** begin Record excerpts **
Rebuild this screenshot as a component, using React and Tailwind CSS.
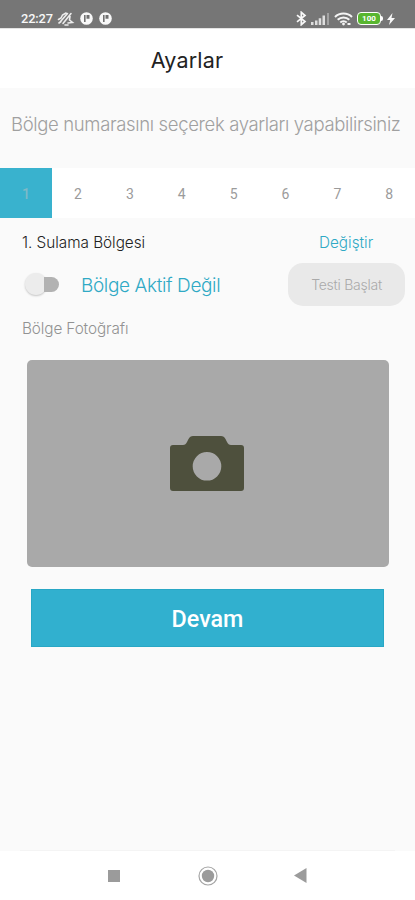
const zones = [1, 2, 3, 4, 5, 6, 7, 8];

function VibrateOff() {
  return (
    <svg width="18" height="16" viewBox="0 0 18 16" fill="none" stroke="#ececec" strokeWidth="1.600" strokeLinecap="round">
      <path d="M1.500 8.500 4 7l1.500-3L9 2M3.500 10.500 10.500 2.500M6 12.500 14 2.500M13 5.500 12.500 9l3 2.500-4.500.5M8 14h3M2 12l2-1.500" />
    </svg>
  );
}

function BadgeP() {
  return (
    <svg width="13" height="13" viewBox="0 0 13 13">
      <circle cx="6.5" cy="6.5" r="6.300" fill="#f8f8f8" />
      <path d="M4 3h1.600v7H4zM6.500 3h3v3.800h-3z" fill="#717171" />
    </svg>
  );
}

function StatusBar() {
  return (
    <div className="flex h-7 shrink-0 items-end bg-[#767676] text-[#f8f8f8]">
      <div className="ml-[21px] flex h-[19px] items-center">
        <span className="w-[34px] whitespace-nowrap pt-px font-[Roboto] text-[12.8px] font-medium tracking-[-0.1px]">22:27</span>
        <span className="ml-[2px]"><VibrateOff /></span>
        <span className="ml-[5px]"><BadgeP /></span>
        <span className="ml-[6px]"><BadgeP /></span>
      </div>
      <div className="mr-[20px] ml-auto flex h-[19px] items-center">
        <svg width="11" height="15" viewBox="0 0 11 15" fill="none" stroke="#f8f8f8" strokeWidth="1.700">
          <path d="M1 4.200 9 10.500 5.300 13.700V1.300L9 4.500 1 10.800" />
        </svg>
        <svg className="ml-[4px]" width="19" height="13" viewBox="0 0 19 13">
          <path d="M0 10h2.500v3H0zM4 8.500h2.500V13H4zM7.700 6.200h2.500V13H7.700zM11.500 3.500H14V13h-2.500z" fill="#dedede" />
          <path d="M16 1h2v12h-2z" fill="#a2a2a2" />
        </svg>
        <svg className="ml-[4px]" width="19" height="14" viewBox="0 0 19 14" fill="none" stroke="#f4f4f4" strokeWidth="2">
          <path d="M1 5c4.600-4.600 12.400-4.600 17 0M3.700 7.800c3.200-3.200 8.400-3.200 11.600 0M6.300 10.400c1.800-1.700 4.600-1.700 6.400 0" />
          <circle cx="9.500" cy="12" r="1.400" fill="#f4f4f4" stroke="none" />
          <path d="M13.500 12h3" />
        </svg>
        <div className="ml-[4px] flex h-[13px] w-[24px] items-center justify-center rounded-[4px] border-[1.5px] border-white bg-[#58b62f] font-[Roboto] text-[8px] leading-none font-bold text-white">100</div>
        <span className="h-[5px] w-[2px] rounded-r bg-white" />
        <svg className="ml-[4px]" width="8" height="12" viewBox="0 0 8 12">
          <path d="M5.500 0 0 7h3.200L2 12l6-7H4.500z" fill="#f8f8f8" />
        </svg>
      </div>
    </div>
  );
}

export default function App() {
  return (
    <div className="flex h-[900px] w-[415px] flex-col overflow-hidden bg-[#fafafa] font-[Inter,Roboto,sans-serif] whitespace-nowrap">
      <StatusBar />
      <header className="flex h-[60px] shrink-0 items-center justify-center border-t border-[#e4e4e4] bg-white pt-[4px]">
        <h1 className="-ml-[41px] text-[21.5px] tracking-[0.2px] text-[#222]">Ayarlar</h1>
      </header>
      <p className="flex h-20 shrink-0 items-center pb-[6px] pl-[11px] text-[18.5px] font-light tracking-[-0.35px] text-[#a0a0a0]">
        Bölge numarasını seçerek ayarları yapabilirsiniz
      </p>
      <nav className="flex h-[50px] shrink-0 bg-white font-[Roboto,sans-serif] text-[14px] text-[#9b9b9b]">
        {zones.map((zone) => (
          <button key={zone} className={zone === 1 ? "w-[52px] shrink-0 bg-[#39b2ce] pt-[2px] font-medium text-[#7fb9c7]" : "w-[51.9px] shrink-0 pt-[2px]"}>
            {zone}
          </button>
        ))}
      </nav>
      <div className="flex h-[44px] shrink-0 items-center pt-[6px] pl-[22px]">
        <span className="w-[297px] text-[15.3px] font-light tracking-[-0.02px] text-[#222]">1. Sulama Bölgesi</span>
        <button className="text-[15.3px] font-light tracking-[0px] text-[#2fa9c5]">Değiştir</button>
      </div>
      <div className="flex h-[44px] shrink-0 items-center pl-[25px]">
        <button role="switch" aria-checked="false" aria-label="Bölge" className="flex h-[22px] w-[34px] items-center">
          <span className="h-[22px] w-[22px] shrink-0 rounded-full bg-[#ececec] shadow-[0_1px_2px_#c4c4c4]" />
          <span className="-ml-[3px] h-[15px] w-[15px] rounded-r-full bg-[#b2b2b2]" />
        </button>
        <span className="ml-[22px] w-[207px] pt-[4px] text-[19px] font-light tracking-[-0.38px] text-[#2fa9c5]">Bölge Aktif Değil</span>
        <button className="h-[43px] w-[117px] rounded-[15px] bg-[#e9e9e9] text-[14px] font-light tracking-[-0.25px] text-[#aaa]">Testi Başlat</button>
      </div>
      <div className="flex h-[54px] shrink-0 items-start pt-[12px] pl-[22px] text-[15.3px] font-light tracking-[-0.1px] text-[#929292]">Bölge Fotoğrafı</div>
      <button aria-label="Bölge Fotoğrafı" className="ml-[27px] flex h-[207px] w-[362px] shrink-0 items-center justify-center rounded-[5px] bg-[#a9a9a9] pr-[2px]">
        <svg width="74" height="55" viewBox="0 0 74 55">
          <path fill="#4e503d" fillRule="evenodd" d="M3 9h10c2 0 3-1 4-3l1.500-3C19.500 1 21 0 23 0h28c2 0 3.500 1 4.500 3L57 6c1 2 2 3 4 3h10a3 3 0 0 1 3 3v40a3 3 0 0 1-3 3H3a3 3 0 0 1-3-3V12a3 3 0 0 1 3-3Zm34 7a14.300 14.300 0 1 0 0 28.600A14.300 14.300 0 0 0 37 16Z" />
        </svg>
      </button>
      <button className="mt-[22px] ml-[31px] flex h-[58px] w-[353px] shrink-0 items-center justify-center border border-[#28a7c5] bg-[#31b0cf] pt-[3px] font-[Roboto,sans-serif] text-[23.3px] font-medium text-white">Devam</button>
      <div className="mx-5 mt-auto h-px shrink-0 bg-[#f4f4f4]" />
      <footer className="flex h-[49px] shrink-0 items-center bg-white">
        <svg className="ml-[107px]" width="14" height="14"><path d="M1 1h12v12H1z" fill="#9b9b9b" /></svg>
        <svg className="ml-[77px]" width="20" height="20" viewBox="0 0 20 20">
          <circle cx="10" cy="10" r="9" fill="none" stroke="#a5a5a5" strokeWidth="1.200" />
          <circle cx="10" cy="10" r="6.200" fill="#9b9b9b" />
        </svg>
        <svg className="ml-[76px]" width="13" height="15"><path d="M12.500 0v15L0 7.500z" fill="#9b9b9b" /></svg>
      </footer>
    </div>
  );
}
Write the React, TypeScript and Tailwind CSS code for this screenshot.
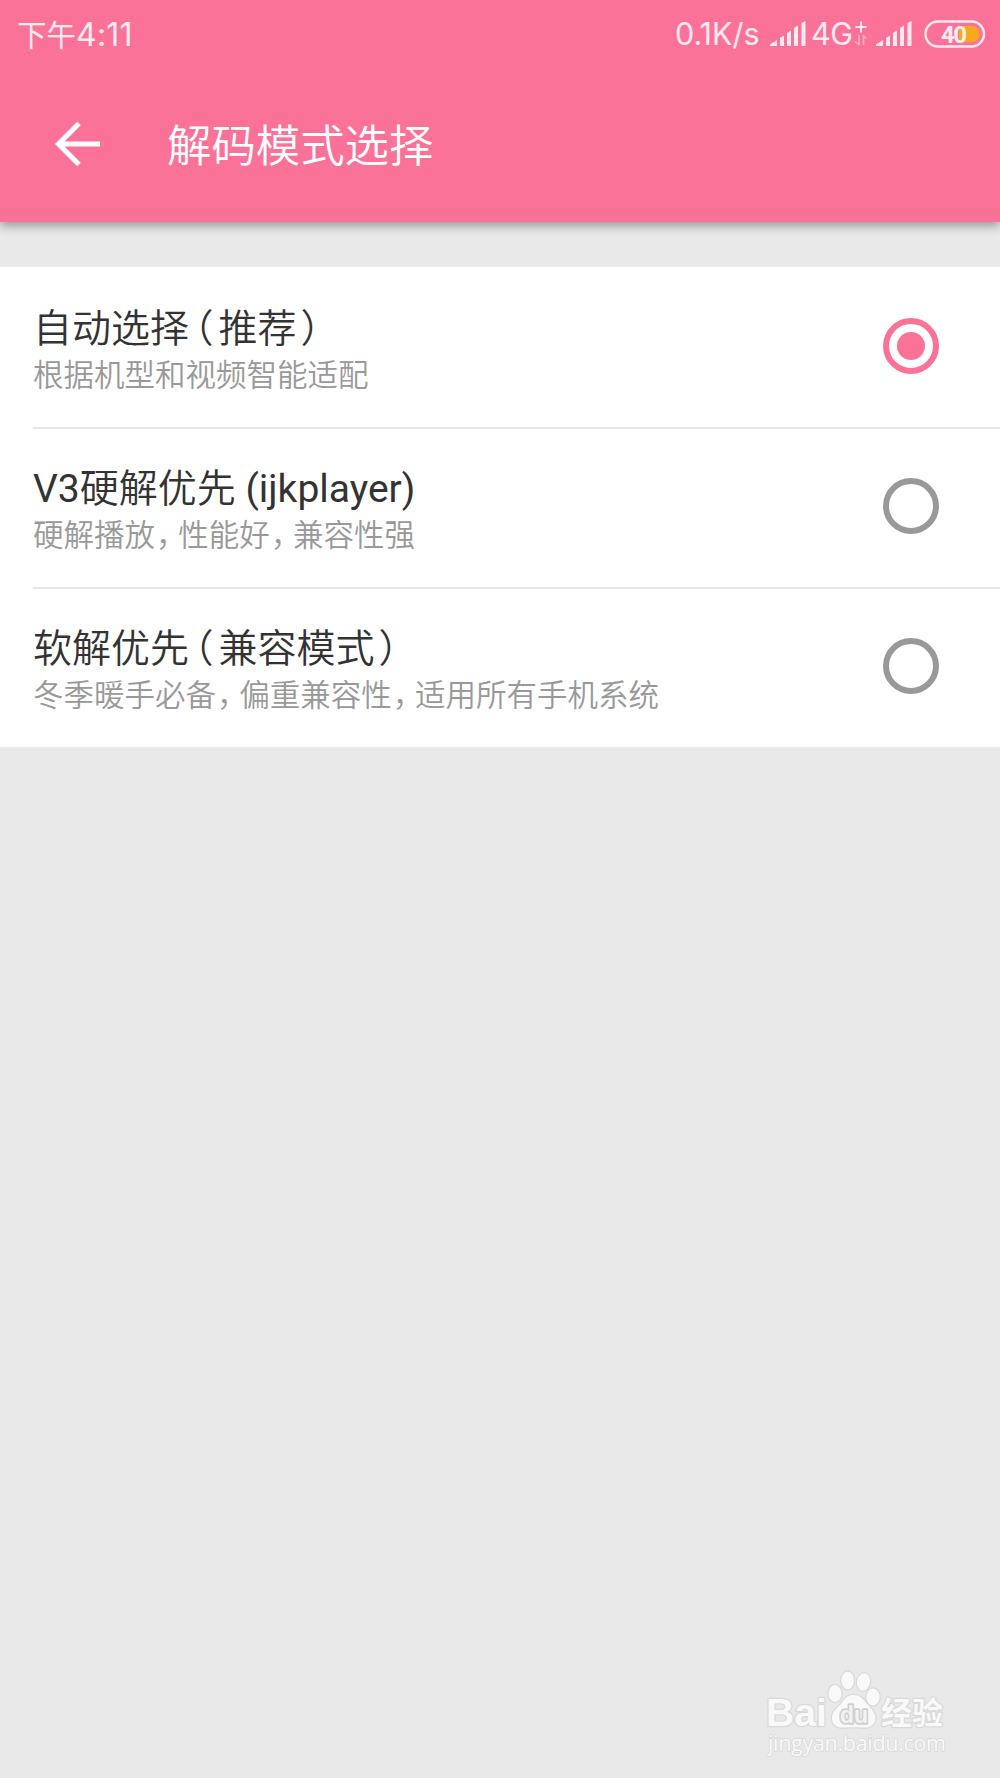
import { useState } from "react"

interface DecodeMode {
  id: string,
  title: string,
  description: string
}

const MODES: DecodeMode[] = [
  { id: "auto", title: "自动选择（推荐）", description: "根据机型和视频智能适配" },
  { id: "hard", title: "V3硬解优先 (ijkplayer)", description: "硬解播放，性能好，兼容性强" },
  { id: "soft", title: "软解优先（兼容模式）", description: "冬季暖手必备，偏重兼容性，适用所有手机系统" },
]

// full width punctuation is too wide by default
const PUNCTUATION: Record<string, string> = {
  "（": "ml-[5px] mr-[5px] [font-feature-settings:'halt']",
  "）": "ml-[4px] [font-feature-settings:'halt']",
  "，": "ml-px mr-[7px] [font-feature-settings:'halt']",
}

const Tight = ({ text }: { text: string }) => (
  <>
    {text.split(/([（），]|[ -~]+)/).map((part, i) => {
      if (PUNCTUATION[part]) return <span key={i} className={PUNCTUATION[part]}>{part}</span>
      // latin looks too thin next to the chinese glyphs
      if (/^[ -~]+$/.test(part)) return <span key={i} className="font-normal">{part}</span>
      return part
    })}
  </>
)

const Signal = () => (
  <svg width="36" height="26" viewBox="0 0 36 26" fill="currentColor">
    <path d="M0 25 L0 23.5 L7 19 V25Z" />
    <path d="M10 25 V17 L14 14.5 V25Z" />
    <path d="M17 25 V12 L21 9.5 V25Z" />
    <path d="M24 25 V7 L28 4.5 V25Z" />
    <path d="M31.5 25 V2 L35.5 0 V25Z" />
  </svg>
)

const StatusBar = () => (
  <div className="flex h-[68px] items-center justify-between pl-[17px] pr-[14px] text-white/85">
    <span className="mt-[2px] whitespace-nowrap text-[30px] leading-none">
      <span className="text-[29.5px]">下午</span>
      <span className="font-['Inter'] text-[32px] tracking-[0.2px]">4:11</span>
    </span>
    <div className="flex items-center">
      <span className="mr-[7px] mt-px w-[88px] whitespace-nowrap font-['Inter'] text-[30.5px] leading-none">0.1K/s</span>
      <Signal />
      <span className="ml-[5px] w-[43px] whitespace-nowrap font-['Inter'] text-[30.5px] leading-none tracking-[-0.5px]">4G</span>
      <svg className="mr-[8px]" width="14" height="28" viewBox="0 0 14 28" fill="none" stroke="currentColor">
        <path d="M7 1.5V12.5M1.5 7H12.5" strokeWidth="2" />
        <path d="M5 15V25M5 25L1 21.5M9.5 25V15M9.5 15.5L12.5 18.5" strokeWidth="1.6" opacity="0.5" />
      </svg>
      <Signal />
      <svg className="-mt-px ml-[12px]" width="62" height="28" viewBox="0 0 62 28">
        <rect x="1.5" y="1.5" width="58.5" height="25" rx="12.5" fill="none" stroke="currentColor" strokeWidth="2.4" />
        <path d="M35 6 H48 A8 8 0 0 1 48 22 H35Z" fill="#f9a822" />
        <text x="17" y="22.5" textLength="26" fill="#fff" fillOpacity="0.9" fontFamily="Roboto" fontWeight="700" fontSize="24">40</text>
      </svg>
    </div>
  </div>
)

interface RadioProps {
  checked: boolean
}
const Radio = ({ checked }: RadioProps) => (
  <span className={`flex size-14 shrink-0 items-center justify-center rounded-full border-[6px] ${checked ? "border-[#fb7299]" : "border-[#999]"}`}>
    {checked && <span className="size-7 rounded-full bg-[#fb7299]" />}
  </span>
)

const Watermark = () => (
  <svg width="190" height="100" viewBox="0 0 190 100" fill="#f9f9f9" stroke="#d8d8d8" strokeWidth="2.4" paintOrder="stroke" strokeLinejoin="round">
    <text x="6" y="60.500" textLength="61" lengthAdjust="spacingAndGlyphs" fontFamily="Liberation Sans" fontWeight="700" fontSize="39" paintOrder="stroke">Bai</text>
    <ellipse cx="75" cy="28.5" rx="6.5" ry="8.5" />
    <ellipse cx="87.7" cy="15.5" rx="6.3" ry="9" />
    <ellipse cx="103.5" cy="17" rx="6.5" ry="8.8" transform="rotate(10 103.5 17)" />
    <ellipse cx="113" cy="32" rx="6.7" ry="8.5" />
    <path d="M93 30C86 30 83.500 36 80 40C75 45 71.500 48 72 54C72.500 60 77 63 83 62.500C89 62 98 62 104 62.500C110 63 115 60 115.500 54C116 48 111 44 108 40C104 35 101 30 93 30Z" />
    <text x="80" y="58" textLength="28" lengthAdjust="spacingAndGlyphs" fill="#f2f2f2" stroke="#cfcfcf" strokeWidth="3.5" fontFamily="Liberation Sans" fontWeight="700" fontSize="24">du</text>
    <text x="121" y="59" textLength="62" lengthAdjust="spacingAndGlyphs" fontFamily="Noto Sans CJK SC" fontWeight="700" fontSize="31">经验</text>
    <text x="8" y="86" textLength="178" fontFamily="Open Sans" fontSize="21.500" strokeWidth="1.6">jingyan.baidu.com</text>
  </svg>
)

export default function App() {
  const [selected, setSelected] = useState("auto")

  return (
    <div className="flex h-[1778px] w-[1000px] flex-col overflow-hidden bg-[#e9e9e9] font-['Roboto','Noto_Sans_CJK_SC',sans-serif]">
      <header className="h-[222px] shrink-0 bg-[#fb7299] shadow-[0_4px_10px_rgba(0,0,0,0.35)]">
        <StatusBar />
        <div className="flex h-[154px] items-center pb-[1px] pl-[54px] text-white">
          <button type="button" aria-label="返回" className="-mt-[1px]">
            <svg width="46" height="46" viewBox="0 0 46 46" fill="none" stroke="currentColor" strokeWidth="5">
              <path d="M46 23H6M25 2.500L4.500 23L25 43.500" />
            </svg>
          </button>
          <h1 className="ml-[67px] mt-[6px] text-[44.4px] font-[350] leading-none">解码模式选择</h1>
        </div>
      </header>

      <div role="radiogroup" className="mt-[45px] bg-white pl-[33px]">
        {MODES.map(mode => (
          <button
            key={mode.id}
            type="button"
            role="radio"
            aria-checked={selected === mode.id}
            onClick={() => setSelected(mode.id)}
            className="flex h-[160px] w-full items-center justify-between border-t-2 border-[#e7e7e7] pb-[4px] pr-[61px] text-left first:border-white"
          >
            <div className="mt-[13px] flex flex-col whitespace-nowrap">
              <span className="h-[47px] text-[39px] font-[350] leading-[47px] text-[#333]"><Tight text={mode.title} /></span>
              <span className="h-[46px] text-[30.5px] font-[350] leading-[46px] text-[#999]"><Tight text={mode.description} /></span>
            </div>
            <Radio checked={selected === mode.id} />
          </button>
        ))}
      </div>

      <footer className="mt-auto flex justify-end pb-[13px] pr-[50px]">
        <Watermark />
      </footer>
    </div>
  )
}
** end Record excerpts **
Task to carry out – Take the lines from the first line of the entries through the line with "const zones = [1, 2, 3, 4, 5, 6, 7, 8];", inclusive, and give them again exactly, minus any pictures.

Complete response –
Rebuild this screenshot as a component, using React and Tailwind CSS.
const zones = [1, 2, 3, 4, 5, 6, 7, 8];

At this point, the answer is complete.